Based on early indicators as to governance style and political priorities, it seems unlikely that this Government will institute the ILR reforms proposed in this short essay. However, this fact alone does not mean that the British people need to live with the mistakes of the past few years for decades to come. A future Government could theoretically revoke ILR status from existing holders, by amending Section 76 of the Nationality, Immigration, and Asylum Act 2002 to introduce a new grounds for revocation (“The Secretary of State may revoke a person’s indefinite leave to enter or remain in the United Kingdom at their discretion, as part of their duties in determining national immigration and settlement policy”). Indeed, the 2002 Act already has a process by which ILR status can be revoked, on three grounds. Once again, this amendment would need to be accompanied by a cast-iron ouster clause, in order to avoid judicial review.

But in the short term, the most urgent step that the Government ought to take is the reform of Indefinite Leave To Remain rules, mitigating the long-term downsides of this short-term policy mistake.

If our experiment with mass migration has, in fact, been a mistake, then why should the British people have to live with the consequences for decades to come? With Britain already facing an enormous fiscal burden, allowing this burden to grow over the next few decades would not only be incautious - it would be unconscionable.

This is an exceptional measure, but these are exceptional times.
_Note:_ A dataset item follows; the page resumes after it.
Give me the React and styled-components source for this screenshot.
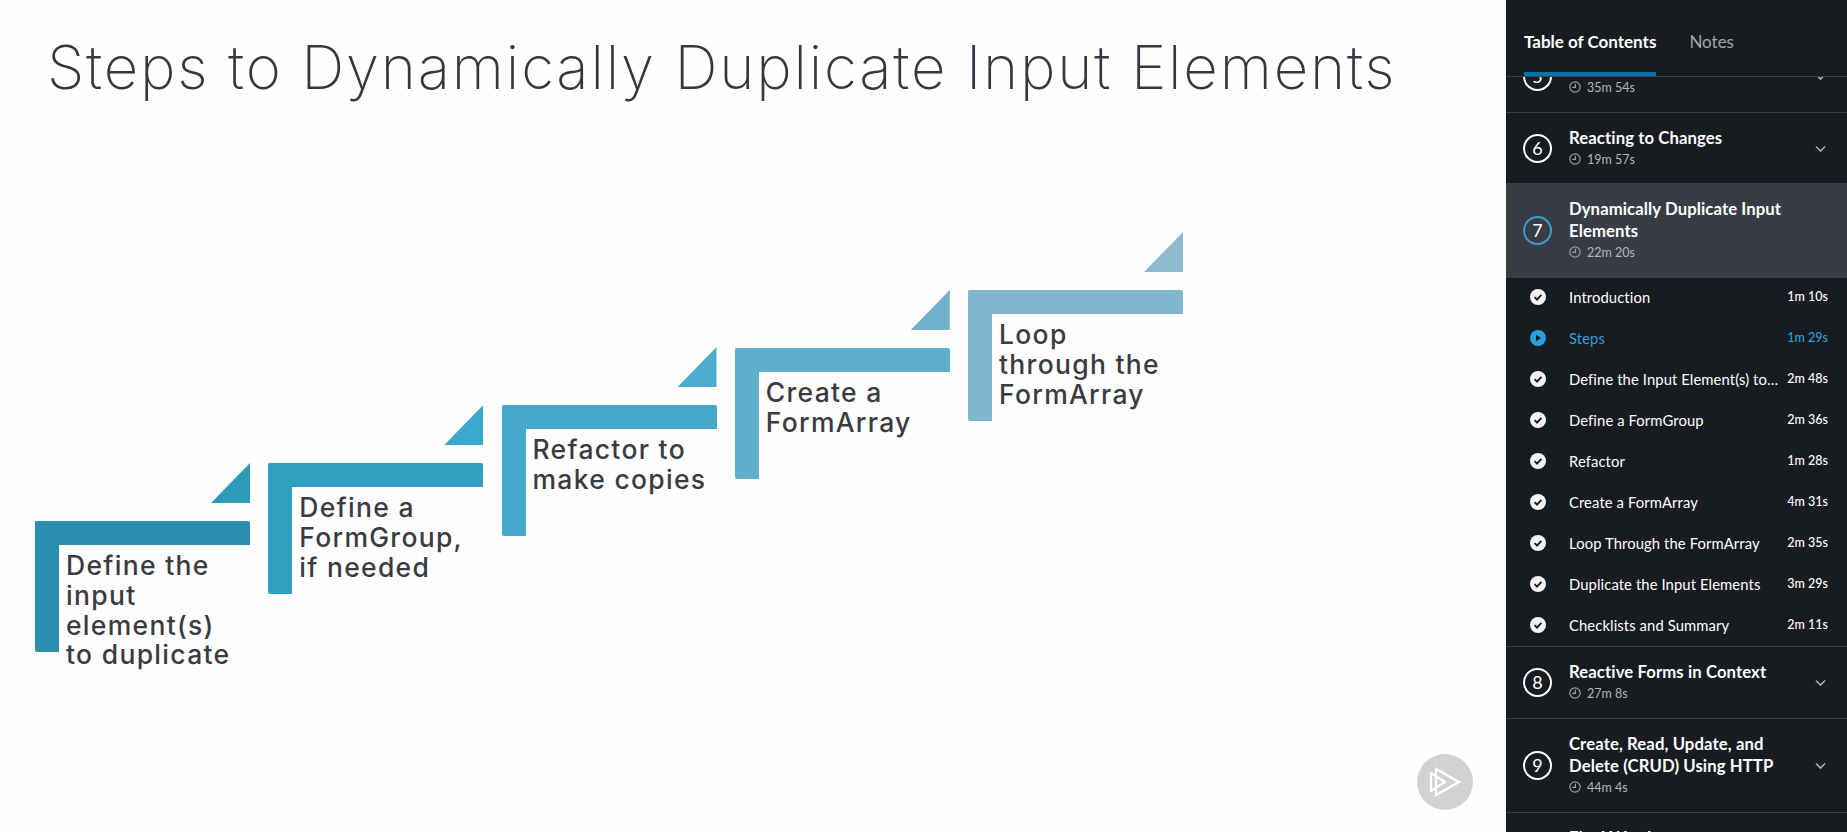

There is both an available mechanism and an existing precedent for an emergency reform of ILR rules. The only obstacle to such a change is political will - and, given the shape of public sentiment on this issue, any Government brave enough to institute such a change would likely have the support of a clear majority of the population. These changes are more than a technical possibility - they are the democratic duty of any politician who presumes to represent the British people.